TASK BRIEF:
Find all the lines with "full" and gather them.

— start —

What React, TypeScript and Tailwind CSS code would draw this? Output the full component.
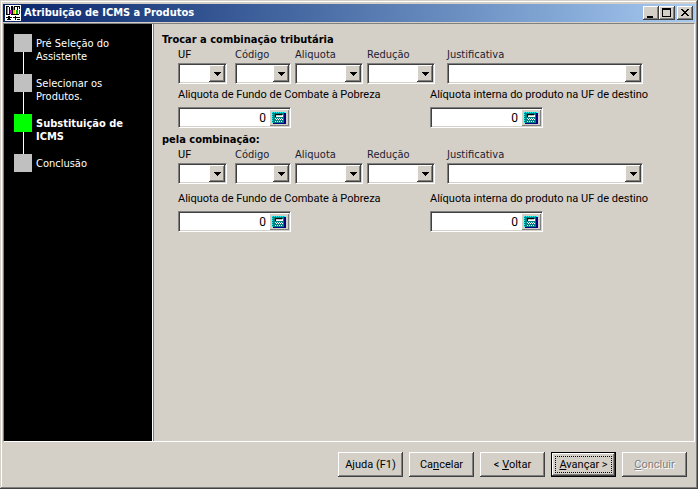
import { type ReactNode } from "react";

const raised =
  "bg-[#d4d0c8] shadow-[inset_-1px_-1px_0_#404040,inset_1px_1px_0_#ffffff,inset_-2px_-2px_0_#808080]";
const sunken =
  "border border-t-[#808080] border-l-[#808080] border-r-white border-b-white shadow-[inset_1px_1px_0_#404040,inset_-1px_-1px_0_#d4d0c8] bg-white";
const tahoma = "font-['DejaVu_Sans_Condensed','DejaVu_Sans',sans-serif]";

function AppIcon() {
  return (
    <svg width="16" height="16" viewBox="0 0 16 16" shapeRendering="crispEdges" aria-hidden="true">
      <path fill="#fff" d="M0 0h16v16H0z" />
      <path
        fill="#000"
        d="M1 1h3v1H1zM1 2h1v8H1zM1 9h4v1H1zM4 2h1v8H4zM6 1h2v9H6zM9 1h6v1H9zM9 2h1v3H9zM12 2h1v3h-1zM6 9h8v1H6zM14 2h1v2h-1zM1 12h6v1H1zM3 11h2v4H3zM2 14h1v1H2zM5 14h1v1H5zM8 12h2v1H8zM10 11h1v4h-1zM11 12h3v1h-3zM12 14h3v1h-3zM14 12h1v1h-1z"
      />
      <path fill="#808080" d="M2 2h1v7H2zM8 2h1v3H8z" />
      <path fill="#d000d0" d="M5 5h2v4H5z" />
      <path fill="#e8c800" d="M8 5h2v4H8z" />
      <path fill="#00c000" d="M11 5h2v4h-2z" />
      <path fill="#e00000" d="M14 5h1v4h-1z" />
    </svg>
  );
}

function CalculatorIcon() {
  return (
    <svg width="14" height="12" viewBox="0 0 14 12" shapeRendering="crispEdges" aria-hidden="true">
      <path fill="#000080" d="M1 1h13v11H1z" />
      <path fill="#008080" d="M0 0h12v11H0z" />
      <path
        fill="#00ffff"
        d="M0 0h1v1H0zM2 0h1v1H2zM4 0h1v1H4zM6 0h1v1H6zM8 0h1v1H8zM10 0h1v1h-1zM12 0h1v1h-1zM0 2h1v1H0zM0 4h1v1H0zM0 6h1v1H0zM0 8h1v1H0zM0 10h1v1H0z"
      />
      <path fill="#000" d="M3 2h7v3H3z" />
      <path fill="#fff" d="M4 3h7v2H4z" />
      <path fill="#c0c0c0" d="M4 3h6v1H4z" />
      <path
        fill="#fff"
        d="M3 6h1v1H3zM5 6h1v1H5zM7 6h1v1H7zM9 6h1v1H9zM4 7h1v1H4zM6 7h1v1H6zM8 7h1v1H8zM10 7h1v1h-1zM3 9h1v1H3zM5 9h1v1H5zM7 9h1v1H7zM9 9h1v1H9z"
      />
    </svg>
  );
}

function TitleButton({ label, children }: { label: string; children: ReactNode }) {
  return (
    <button type="button" aria-label={label} className={`h-[14px] w-4 ${raised}`}>
      <svg width="16" height="14" viewBox="0 0 16 14" shapeRendering="crispEdges" aria-hidden="true">
        {children}
      </svg>
    </button>
  );
}

type ComboProps = { id: string; label: string; box: string; legacy?: boolean };

function Combo({ id, label, box, legacy }: ComboProps) {
  return (
    <div className={box}>
      <label
        htmlFor={id}
        className={`block h-4 text-[11px] leading-4 whitespace-nowrap ${legacy ? "" : `text-[#1c1c30] ${tahoma}`}`}
      >
        {label}
      </label>
      <div className={`grid h-[21px] grid-rows-[minmax(0,1fr)] p-px ${sunken}`}>
        <select
          id={id}
          className="col-start-1 row-start-1 h-full w-full appearance-none bg-transparent text-[11px] outline-none"
        >
          <option></option>
        </select>
        <span
          className={`pointer-events-none col-start-1 row-start-1 flex w-4 items-center justify-center justify-self-end ${raised}`}
        >
          <svg width="7" height="4" viewBox="0 0 7 4" shapeRendering="crispEdges" aria-hidden="true">
            <path d="M0 0h7v1H0zM1 1h5v1H1zM2 2h3v1H2zM3 3h1v1H3z" />
          </svg>
        </span>
      </div>
    </div>
  );
}

function RateField({ id, label, box }: { id: string; label: string; box: string }) {
  return (
    <div className={box}>
      <label htmlFor={id} className="block h-5 text-[11px] leading-4 whitespace-nowrap">
        {label}
      </label>
      <div className={`flex h-[21px] w-[113px] p-px ${sunken}`}>
        <input
          id={id}
          defaultValue="0"
          className="min-w-0 flex-1 bg-transparent pr-[3px] text-right text-[12px] outline-none"
        />
        <button
          type="button"
          aria-label="Calculadora"
          className="flex w-5 items-center justify-center bg-[#d4d0c8] shadow-[inset_1px_1px_0_#ffffff,inset_-1px_-1px_0_#808080]"
        >
          <CalculatorIcon />
        </button>
      </div>
    </div>
  );
}

function Combination({ prefix, title, gap }: { prefix: string; title: string; gap: string }) {
  return (
    <section>
      <h2 className={`h-[15px] text-[11px] leading-[15px] font-bold ${tahoma}`}>{title}</h2>
      <div className="pl-4">
        <div className="flex">
          <Combo id={`${prefix}-uf`} label="UF" box="mr-2 w-[49px]" legacy />
          <Combo id={`${prefix}-codigo`} label="Código" box="mr-1 w-14" />
          <Combo id={`${prefix}-aliquota`} label="Aliquota" box="mr-1 w-[68px]" />
          <Combo id={`${prefix}-reducao`} label="Redução" box="mr-3 w-[68px]" />
          <Combo id={`${prefix}-justificativa`} label="Justificativa" box="w-[196px]" />
        </div>
        <div className={`flex ${gap}`}>
          <RateField id={`${prefix}-fundo`} label="Aliquota de Fundo de Combate à Pobreza" box="w-[252px]" />
          <RateField id={`${prefix}-interna`} label="Alíquota interna do produto na UF de destino" box="" />
        </div>
      </div>
    </section>
  );
}

const steps = [
  { lines: ["Pré Seleção do", "Assistente"], active: false },
  { lines: ["Selecionar os", "Produtos."], active: false },
  { lines: ["Substituição de", "ICMS"], active: true },
  { lines: ["Conclusão"], active: false },
];

function FooterButton({
  children,
  primary,
  disabled,
}: {
  children: ReactNode;
  primary?: boolean;
  disabled?: boolean;
}) {
  const look = primary
    ? "border border-black bg-[#d4d0c8] p-[3px] shadow-[inset_-1px_-1px_0_#404040,inset_1px_1px_0_#ffffff,inset_-2px_-2px_0_#808080]"
    : raised;
  return (
    <button
      type="button"
      disabled={disabled}
      className={`h-[25px] w-[65px] text-[11px] leading-4 whitespace-nowrap ${look} ${
        disabled ? "text-[#808080] [text-shadow:1px_1px_0_#ffffff]" : "text-black"
      }`}
    >
      {primary ? (
        <span className="flex h-full items-center justify-center outline-1 -outline-offset-1 outline-dotted outline-black">
          <span>{children}</span>
        </span>
      ) : (
        children
      )}
    </button>
  );
}

export default function App() {
  return (
    <div className="flex min-h-screen flex-col bg-[#d4d0c8] px-[3px] pt-1 pb-[3px] font-[Roboto,'Liberation_Sans',sans-serif] text-black shadow-[inset_-1px_-1px_0_#404040,inset_1px_1px_0_#d4d0c8,inset_-2px_-2px_0_#808080,inset_2px_2px_0_#ffffff]">
      <header className="mb-px flex h-[18px] items-center bg-linear-to-r from-[#0a246a] to-[#a6caf0] pr-0.5 pl-0.5">
        <AppIcon />
        <h1 className={`ml-[3px] flex-1 text-[11px] leading-4 font-bold text-white ${tahoma}`}>
          Atribuição de ICMS a Produtos
        </h1>
        <TitleButton label="Minimizar">
          <path d="M4 10h6v2H4z" />
        </TitleButton>
        <TitleButton label="Maximizar">
          <path fillRule="evenodd" d="M3 2h9v9H3zM4 4v6h7V4z" />
        </TitleButton>
        <span className="w-0.5" />
        <TitleButton label="Fechar">
          <path d="M4 3h2v1H4zM10 3h2v1h-2zM5 4h2v1H5zM9 4h2v1H9zM6 5h4v1H6zM7 6h2v1H7zM6 7h4v1H6zM5 8h2v1H5zM9 8h2v1H9zM4 9h2v1H4zM10 9h2v1h-2z" />
        </TitleButton>
      </header>

      <div className="flex flex-1 border border-t-[#808080] border-r-white border-b-white border-l-[#808080]">
        <nav
          className={`w-[148px] shrink-0 bg-black pt-2.5 pl-2.5 text-[11px] leading-[13px] text-white ${tahoma}`}
        >
          <ol>
            {steps.map((step, i) => (
              <li key={step.lines[0]} className="flex h-10 gap-1" aria-current={step.active ? "step" : undefined}>
                <div className="flex w-[18px] flex-col items-center">
                  <span className={`h-[18px] w-[18px] shrink-0 ${step.active ? "bg-[#00ff00]" : "bg-[#c0c0c0]"}`} />
                  {i < steps.length - 1 && <span className="w-px flex-1 bg-white" />}
                </div>
                <div className={`pt-[3px] whitespace-nowrap ${step.active ? "font-bold" : ""}`}>
                  {step.lines.map((line) => (
                    <div key={line}>{line}</div>
                  ))}
                </div>
              </li>
            ))}
          </ol>
        </nav>
        <main className="flex flex-1 flex-col gap-1 border-l border-[#808080] pt-2 pl-2 shadow-[-1px_0_0_#ffffff] ml-px">
          <Combination prefix="origem" title="Trocar a combinação tributária" gap="mt-[3px]" />
          <Combination prefix="destino" title="pela combinação:" gap="mt-[7px]" />
        </main>
      </div>

      <footer className="flex justify-end gap-1.5 pt-2.5 pr-2 pb-[9px]">
        <FooterButton>Ajuda (F1)</FooterButton>
        <FooterButton>
          Ca<u>n</u>celar
        </FooterButton>
        <FooterButton>
          &lt; <u>V</u>oltar
        </FooterButton>
        <FooterButton primary>
          <u>A</u>vançar &gt;
        </FooterButton>
        <FooterButton disabled>
          <u>C</u>oncluir
        </FooterButton>
      </footer>
    </div>
  );
}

— end —

SOLUTION TO THIS TASK:
What React, TypeScript and Tailwind CSS code would draw this? Output the full component.
          className="col-start-1 row-start-1 h-full w-full appearance-none bg-transparent text-[11px] outline-none"
        <span className="flex h-full items-center justify-center outline-1 -outline-offset-1 outline-dotted outline-black">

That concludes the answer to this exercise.